FIRST PERSON - Alex Magno (The Philippine Star) - September 18, 2017 - 4:00pm

The rescue of Fr. Chito Soganub from his Maute captors over the weekend marks the beginning of the end for the terrorist group professing loyalty to the ISIS. The priest spent 117 days in captivity under the most grueling conditions. It is a miracle he survived.

This is a triumph for the careful, painstaking approach adopted by the military in pushing out the terrorists from the city. This approach put primacy on the safety of trapped civilians and hostages held by the terrorists. It might have prolonged the battle and caused the deaths of many soldiers, but most will agree that this approach kept collateral damage to the minimum imaginable.

Fr. Soganub was among those taken hostage when Maute terrorists decided to occupy parts of Marawi City last May 23. The decision was prompted by a police raid attempting to arrest an Abu Sayyaf leader holed up in the city.

In the four months of continuous battle, government forces were able to rescue over a thousand trapped civilians and hostages. The priest, said to be well-loved by the city he served, is the most prominent among them. The priest and another captive were able to escape while their erstwhile captors were engaging attacking troops in an intense gun battle.
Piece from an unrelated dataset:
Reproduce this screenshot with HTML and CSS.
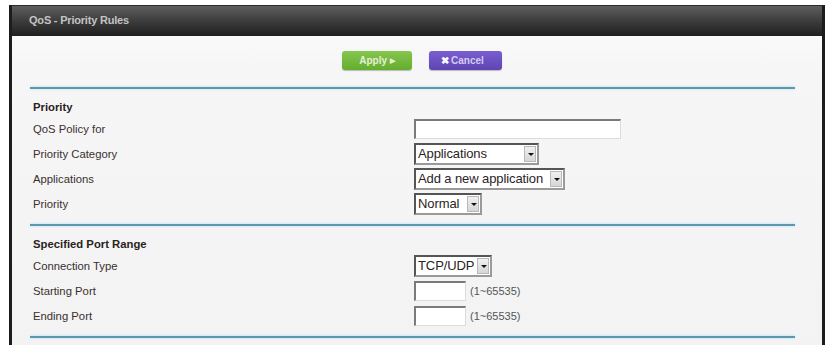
FILE: index.html
```html
<!DOCTYPE html>
<html>
<head>
<meta charset="utf-8">
<link rel="stylesheet" href="styles.css">
</head>
<body>
<div class="frame">
  <div class="header">QoS - Priority Rules</div>
  <div class="content">
    <div class="buttons">
      <div class="btn apply">Apply <span class="tri">&#9654;</span></div>
      <div class="btn cancel"><span class="x">&#10006;</span>Cancel</div>
    </div>
    <div class="divider"></div>
    <div class="section">
      <div class="title">Priority</div>
      <div class="row"><div class="label">QoS Policy for</div><div class="field"><div class="textbox wide"></div></div></div>
      <div class="row"><div class="label">Priority Category</div><div class="field"><div class="select w125"><span class="val">Applications</span><span class="arrow"></span></div></div></div>
      <div class="row"><div class="label">Applications</div><div class="field"><div class="select w151"><span class="val">Add a new application</span><span class="arrow"></span></div></div></div>
      <div class="row"><div class="label">Priority</div><div class="field"><div class="select w68"><span class="val">Normal</span><span class="arrow"></span></div></div></div>
    </div>
    <div class="divider"></div>
    <div class="section">
      <div class="title">Specified Port Range</div>
      <div class="row"><div class="label">Connection Type</div><div class="field"><div class="select w78"><span class="val">TCP/UDP</span><span class="arrow"></span></div></div></div>
      <div class="row"><div class="label">Starting Port</div><div class="field"><div class="textbox port"></div><span class="hint">(1~65535)</span></div></div>
      <div class="row"><div class="label">Ending Port</div><div class="field"><div class="textbox port"></div><span class="hint">(1~65535)</span></div></div>
    </div>
    <div class="divider last"></div>
  </div>
</div>
</body>
</html>
```

FILE: styles.css
```css
html, body {
  margin: 0;
  padding: 0;
  background: #ffffff;
}
body {
  font-family: "Liberation Sans", Arial, sans-serif;
  width: 829px;
  height: 345px;
  overflow: hidden;
}
.frame {
  margin: 5px 0 0 9px;
  width: 810px;
  height: 340px;
  border-left: 3px solid #1c1c1c;
  border-right: 3px solid #1c1c1c;
  border-top: 1px solid #2a2a2a;
  background: linear-gradient(#fdfdfd 0px, #f6f6f6 60px, #f3f3f3 100%);
  display: flex;
  flex-direction: column;
}
.header {
  height: 30px;
  background: linear-gradient(#5e5e5e, #3c3c3c 50%, #1f1f1f);
  color: #c4c4c4;
  font-size: 11px;
  font-weight: bold;
  line-height: 29px;
  padding-left: 17px;
  letter-spacing: -0.2px;
}
.content {
  padding: 0 27px 0 18px;
}
.buttons {
  display: flex;
  justify-content: center;
  gap: 17px;
  padding: 15px 0 0 19px;
  height: 19px;
  margin-bottom: 17px;
}
.btn {
  height: 19px;
  border-radius: 3px;
  color: #e3f0d6;
  font-size: 10px;
  font-weight: bold;
  line-height: 19px;
  text-align: center;
  box-shadow: 0 1px 1px rgba(0,0,0,0.25);
}
.apply {
  width: 70px;
  background: linear-gradient(#86c64f, #64ad2e);
}
.apply .tri {
  font-size: 7px;
  vertical-align: 1px;
}
.cancel {
  width: 73px;
  background: linear-gradient(#7a5ed0, #5e44b2);
  color: #d4ccf2;
  text-align: left;
  padding-left: 0;
}
.cancel .x {
  display: inline-block;
  margin: 0 2px 0 12px;
  color: #ffffff;
  font-size: 10px;
}
.divider {
  height: 2px;
  background: #5c97ae;
  box-shadow: 0 -1px 2px #cfe8f3, 0 1px 2px #d6ebf4;
}
.section {
  padding: 9px 0 8px 3px;
  font-size: 11.3px;
  color: #3a3030;
}
.title {
  font-weight: bold;
  line-height: 18px;
  height: 18px;
  color: #2a2222;
}
.row {
  display: flex;
  align-items: center;
  height: 25px;
}
.label {
  width: 381px;
}
.field {
  display: flex;
  align-items: center;
}
.textbox {
  height: 17px;
  background: #ffffff;
  border-top: 2px solid #7a7a7a;
  border-left: 2px solid #7a7a7a;
  border-right: 1px solid #dcdcdc;
  border-bottom: 1px solid #dcdcdc;
}
.textbox.wide { width: 204px; }
.textbox.port { width: 49px; }
.hint {
  margin-left: 4px;
  font-size: 11px;
  color: #555;
}
.select {
  display: flex;
  align-items: center;
  height: 18px;
  background: #ffffff;
  border-top: 2px solid #555;
  border-left: 2px solid #555;
  border-right: 2px solid #9a9a9a;
  border-bottom: 2px solid #9a9a9a;
  font-size: 13px;
  color: #2a2424;
  box-sizing: content-box;
}
.select .val {
  flex: 1;
  padding-left: 2px;
  white-space: nowrap;
  letter-spacing: -0.1px;
}
.select .arrow {
  width: 12px;
  height: 16px;
  margin-right: 1px;
  background: linear-gradient(#f0f0f0, #d6d6d6);
  border: 1px solid #b8b8b8;
  box-sizing: border-box;
  position: relative;
}
.select .arrow::after {
  content: "";
  position: absolute;
  left: 3px;
  top: 6px;
  border-left: 3px solid transparent;
  border-right: 3px solid transparent;
  border-top: 3px solid #111;
}
.w125 { width: 121px; }
.w151 { width: 147px; }
.w68 { width: 64px; }
.w78 { width: 74px; }
```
On the day the priest was rescued, government forces regained control of what was described as the “command center” of the terrorist force. That denies the residual terrorist force the ability to effectively coordinate in resisting a determined government advance.

The remaining terrorist fighters are trapped. The lake, which is the only possible escape route, is tightly patrolled around the clock by the military. A small force of Maute reinforcements was intercepted some weeks ago and destroyed.

According to military spokesmen, the trapped terrorist groups have resorted to conscripting some of the captives to beef up their severely decimated fighting strength. Between 40 and 80 fighters remain in a small area with about 200 buildings to clear.

With over 670 enemy fighters killed, the remaining force is possibly too weak to stall a determined advance by government forces. They have been fighting for four months. They are low on ammunition and food.

The body count tells us the enemy mustered a force of over 700 men to occupy Marawi and make it the regional seat for a province of the caliphate the ISIS imagines. The project took many years to prepare. Some of the captured fighters confess to being recruited by the Maute group while they were still boys. Preparations for the occupation of the city date back eight years.

It is not an easy feat moving 700 heavily armed men into a city undetected. A force of that size required moving huge amounts of armaments and ammunition, not to mention food stocks to survive a long siege. After the fighting is done, we will have to interview residents of the neighborhoods where Maute fighters deployed and ask them why no one noticed the presence of the terrorist force.

The fighters that occupied parts of Marawi appear primed to battle government forces for an extended period. They surely had training in urban warfare and the fabrication of improvised explosive devices (IEDs) to limit the movement of our troops.

The enemy fighters fought remarkably well, considering everything. They managed to resist the best fighting forces government could muster for four months. They took a painful toll of our troops. Over 150 soldiers and policemen were killed in action. Well over a thousand were wounded.

One wonders what the Maute group did with their wounded. There is no evidence they brought in a field hospital to treat their wounded fighters. Isnilon Hapilon himself was wounded in the gun battles. Did they, out of mercy, shoot their seriously wounded comrades to spare them the agony?

No doubt, we are now in the endgame of the battle to retake Marawi. The rescue of Soganub and the capture of the enemy’s “command center” mark a critical development in this battle. The end is truly very near.

The military described this offensive as “the final push” to retake Marawi. We can only hope the ringleaders of this disastrous adventure do not escape the encirclement. They have much to pay for.

Our security forces, too, have some questions to deal with. In the first few days of the occupation, the enemy force was described as comprised of “40 to 60” men. That is clearly a gross underestimation. We have killed well over ten times that number and there are scores still fighting from besieged positions.

How many other armed groups are there in Mindanao capable of pulling the same stunt the Maute group did?

After the smoke of battle clears, we should elicit a reliable estimate from our security managers. The Maute group was preparing to occupy Marawi for years and their preparations appear to have been deliberately ignored by the previous administration – possibly wishing them to simply vanish and not disturb the Bangsamoro project so earnestly pursued by the Noynoy Aquino administration.

After the last bullet is fired in anger in Marawi, we will now have to begin the difficult and expensive task of reconstruction. The terrorists occupied the most built-up area of the city, the better to conduct urban warfare. That area is now basically rubble.

Government estimate of the reconstruction cost has been increased to P50 billion. That is truly costly. But Marawi deserves to be rebuilt, to be restored to life, as a mecca for our quest for peace.